A New York trial court recently addressed the availability of discovery in a pretrial arbitration hearing.
The Empire State Building Company moved for an order compelling defendant Michael Day and non-party Carmen Canas to comply with subpoenas for documents and testimony issued by an arbitration panel of the American Arbitration Association. Empire State Bldg. Co. LLC v New York Skyline, Inc. (Sup. Ct., N.Y. County, Feb. 11, 2014).
The Supreme Court of New York (the trial court), held that neither the Federal Arbitration Act (FAA) nor the New York Uniform Code authorize the issuance of a subpoena for the production of documents or the taking of testimony during a pretrial arbitration hearing. Id. Instead, subpoenas can be issued only for the production of documents or the presentation of testimony at the arbitration hearing on the merits. Accordingly, the court refused to enforce either subpoena. Id.

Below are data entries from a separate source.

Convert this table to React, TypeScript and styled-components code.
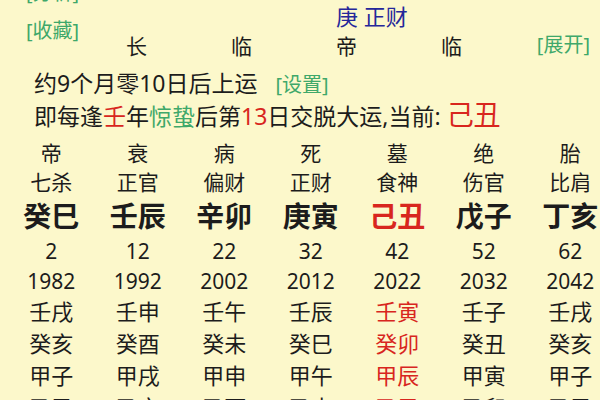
import React from "react";
import styled, { createGlobalStyle } from "styled-components";

const GlobalStyle = createGlobalStyle`
  html, body { margin: 0; padding: 0; }
  body {
    background: #fcf8cb;
    font-family: "Noto Sans", "Noto Sans CJK SC", sans-serif;
    color: #1c1c1c;
  }
`;

const Page = styled.div`
  width: 600px;
  height: 400px;
  overflow: hidden;
  background: #fcf8cb;
`;

const Header = styled.div`
  display: grid;
  grid-template-columns: 84px repeat(4, 105px) 1fr;
  grid-template-rows: 18px 26px 30px;
  margin-top: -15px;
`;

const Link = styled.span<{ $size?: number }>`
  color: #3fa86a;
  font-size: ${(p) => p.$size ?? 20}px;
  white-space: nowrap;
`;

const TopLink = styled.div`
  grid-column: 1;
  grid-row: 1;
  padding-left: 26px;
  line-height: 16px;
`;

const SideLink = styled.div`
  grid-column: 1;
  grid-row: 2 / span 2;
  padding-left: 26px;
  padding-top: 15px;
  line-height: 26px;
`;

const MainStar = styled.div`
  grid-column: 4 / span 2;
  grid-row: 2;
  padding-left: 42px;
  color: #25279a;
  font-size: 22px;
  line-height: 26px;
  white-space: nowrap;
`;

const Stage = styled.div<{ $col: number }>`
  grid-column: ${(p) => p.$col};
  grid-row: 3;
  text-align: center;
  font-size: 21px;
  line-height: 26px;
  padding-top: 4px;
`;

const ExpandCell = styled.div`
  grid-column: 6;
  grid-row: 3;
  text-align: right;
  padding-right: 10px;
  line-height: 26px;
  padding-top: 3px;
`;

const InfoLine = styled.div<{ $mt?: number }>`
  display: flex;
  align-items: baseline;
  padding-left: 34px;
  height: 32px;
  line-height: 32px;
  margin-top: ${(p) => p.$mt ?? 0}px;
  font-size: 23px;
  white-space: nowrap;
`;

const Red = styled.span<{ $size?: number }>`
  color: #d8261e;
  font-size: ${(p) => (p.$size ? `${p.$size}px` : "inherit")};
`;

const Green = styled.span`
  color: #3fa86a;
`;

const SetLink = styled(Link)`
  margin-left: 18px;
`;

const Table = styled.div`
  margin-top: 8px;
  padding-left: 8px;
`;

const Row = styled.div<{ $h: number; $size: number; $bold?: boolean }>`
  display: grid;
  grid-template-columns: repeat(7, 86.5px);
  height: ${(p) => p.$h}px;
  line-height: ${(p) => p.$h}px;
  font-size: ${(p) => p.$size}px;
  font-weight: ${(p) => (p.$bold ? 700 : 400)};
`;

const Cell = styled.div<{ $red?: boolean }>`
  text-align: center;
  white-space: nowrap;
  color: ${(p) => (p.$red ? "#d8261e" : "#1c1c1c")};
`;

type Col = {
  stage: string;
  god: string;
  gz: string;
  age: number;
  year: number;
  liu: string[];
  cur?: boolean;
};

const cols: Col[] = [
  { stage: "帝", god: "七杀", gz: "癸巳", age: 2, year: 1982, liu: ["壬戌", "癸亥", "甲子", "乙丑"] },
  { stage: "衰", god: "正官", gz: "壬辰", age: 12, year: 1992, liu: ["壬申", "癸酉", "甲戌", "乙亥"] },
  { stage: "病", god: "偏财", gz: "辛卯", age: 22, year: 2002, liu: ["壬午", "癸未", "甲申", "乙酉"] },
  { stage: "死", god: "正财", gz: "庚寅", age: 32, year: 2012, liu: ["壬辰", "癸巳", "甲午", "乙未"] },
  { stage: "墓", god: "食神", gz: "己丑", age: 42, year: 2022, liu: ["壬寅", "癸卯", "甲辰", "乙巳"], cur: true },
  { stage: "绝", god: "伤官", gz: "戊子", age: 52, year: 2032, liu: ["壬子", "癸丑", "甲寅", "乙卯"] },
  { stage: "胎", god: "比肩", gz: "丁亥", age: 62, year: 2042, liu: ["壬戌", "癸亥", "甲子", "乙丑"] },
];

export default function App() {
  return (
    <>
      <GlobalStyle />
      <Page>
        <Header>
          <TopLink>
            <Link>[分析]</Link>
          </TopLink>
          <SideLink>
            <Link>[收藏]</Link>
          </SideLink>
          <MainStar>庚 正财</MainStar>
          <Stage $col={2}>长</Stage>
          <Stage $col={3}>临</Stage>
          <Stage $col={4}>帝</Stage>
          <Stage $col={5}>临</Stage>
          <ExpandCell>
            <Link>[展开]</Link>
          </ExpandCell>
        </Header>

        <InfoLine $mt={8}>
          约9个月零10日后上运
          <SetLink>[设置]</SetLink>
        </InfoLine>
        <InfoLine>
          即每逢<Red>壬</Red>年<Green>惊蛰</Green>后第<Red>13</Red>日交脱大运,当前:&nbsp;
          <Red $size={27}>己丑</Red>
        </InfoLine>

        <Table>
          <Row $h={29} $size={21}>
            {cols.map((c, i) => (
              <Cell key={i}>{c.stage}</Cell>
            ))}
          </Row>
          <Row $h={29} $size={21}>
            {cols.map((c, i) => (
              <Cell key={i}>{c.god}</Cell>
            ))}
          </Row>
          <Row $h={38} $size={28} $bold>
            {cols.map((c, i) => (
              <Cell key={i} $red={c.cur}>
                {c.gz}
              </Cell>
            ))}
          </Row>
          <Row $h={32} $size={21}>
            {cols.map((c, i) => (
              <Cell key={i}>{c.age}</Cell>
            ))}
          </Row>
          <Row $h={28} $size={21}>
            {cols.map((c, i) => (
              <Cell key={i}>{c.year}</Cell>
            ))}
          </Row>
          {[0, 1, 2, 3].map((r) => (
            <Row key={r} $h={32} $size={22}>
              {cols.map((c, i) => (
                <Cell key={i} $red={c.cur}>
                  {c.liu[r]}
                </Cell>
              ))}
            </Row>
          ))}
        </Table>
      </Page>
    </>
  );
}
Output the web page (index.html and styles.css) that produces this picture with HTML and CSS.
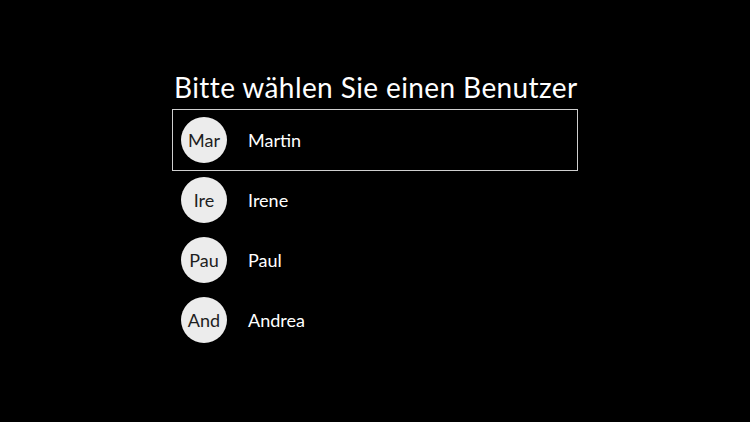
FILE: index.html
```html
<!DOCTYPE html>
<html lang="de">
<head>
  <meta charset="UTF-8">
  <title>Benutzer wählen</title>
  <link rel="stylesheet" href="styles.css">
</head>
<body>
  <div class="user-select">
    <h1 class="user-select-title">Bitte wählen Sie einen Benutzer</h1>
    <ul class="user-list">
      <li class="user-item selected">
        <span class="user-avatar">Mar</span>
        <span class="user-name">Martin</span>
      </li>
      <li class="user-item">
        <span class="user-avatar">Ire</span>
        <span class="user-name">Irene</span>
      </li>
      <li class="user-item">
        <span class="user-avatar">Pau</span>
        <span class="user-name">Paul</span>
      </li>
      <li class="user-item">
        <span class="user-avatar">And</span>
        <span class="user-name">Andrea</span>
      </li>
    </ul>
  </div>
</body>
</html>
```

FILE: styles.css
```css
* {
  margin: 0;
  padding: 0;
  box-sizing: border-box;
}
body {
  font-family: 'Lato', 'Open Sans', sans-serif;
  background-color: #000000;
  color: #ffffff;
  min-height: 100vh;
  display: flex;
  align-items: center;
  justify-content: center;
}
.user-select {
  width: 404px;
}
.user-select-title {
  font-size: 28px;
  font-weight: 400;
  line-height: 30px;
  letter-spacing: 0.4px;
  margin-bottom: 8px;
  padding-left: 1px;
  white-space: nowrap;
}
.user-list {
  list-style: none;
}
.user-item {
  height: 60px;
  display: flex;
  align-items: center;
  gap: 21px;
  padding-left: 8px;
}
.user-item.selected {
  outline: 1px solid #cfcfcf;
}
.user-avatar {
  width: 46px;
  height: 46px;
  border-radius: 50%;
  background-color: #ececec;
  color: #1e1e1e;
  font-size: 18px;
  display: flex;
  align-items: center;
  justify-content: center;
}
.user-name {
  font-size: 18px;
}
```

The court examined the limitations of the subpoena powers granted to the arbitration panel under the relevant provisions of the New York procedural code (CPLR 2302 and CPLR 7505). The court found that CPLR 2302 and 7505 empower an arbitrator to issue subpoenas only to procure evidence at a hearing on the dispute and not to compel attendance at deposition. The court also determined that CPLR 2302 is not intended to require non-parties to engage in pre-arbitration hearing disclosures or steps preparatory to the hearing. Similarly, the court determined that CPLR 7505 is limited to procuring evidence at the hearing of the dispute itself. Id.